Wim Wenders follows Japanese fashion designer Yohji Yamamoto as he puts together a fashion show. In truth, the subject matter is tedious, Yohji Yamamoto has little of interest to say, and he says it excruciatingly slowly. Wenders tries his best to convince us that the designer is a great Artist, by covering the creative process, the little changes in the cut of the cloth to achieve what is the perfect shirt or dress. The close-knit coterie of disciples eager to translate the Artist's vision to the cloth. It's almost convincing, but the film fails to persuade me that fashion industry is anything more than superficial. By implying that fashion design is potentially as profound and mysterious as other arguably more 'worthy' art-forms (such as cinema), the documentary teeters on pretension.
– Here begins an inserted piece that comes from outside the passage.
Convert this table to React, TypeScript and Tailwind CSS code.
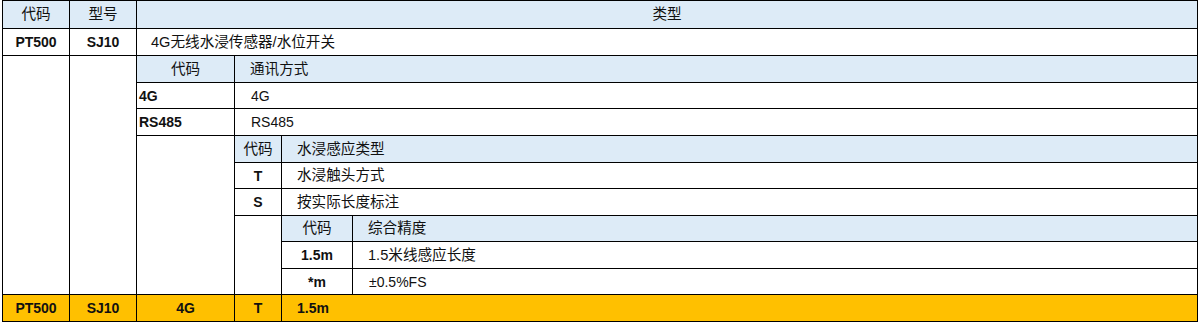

However, the film is certainly worth watching. There are some interesting meditations on the nature of cities and identity (it's filmed in both Tokyo and Paris). It's most impressive aspect is the exploration of digital video technology (quite appropriate given the documentary subject matter). When filmed (1989), this would have been cutting edge, and it's likely that Wenders experiments here benefited subsequent films most notably the dream sequences in Until The End of the World. The pixelated texture and more lurid colour palette of video contrast nicely with the celluloid sequences, and there are some effective (albeit now primitive) sequences with talking-heads video playback against celluloid footage in the background. The overall effect is meditative and other-worldly.
In summary, a flawed, dated but still interesting film.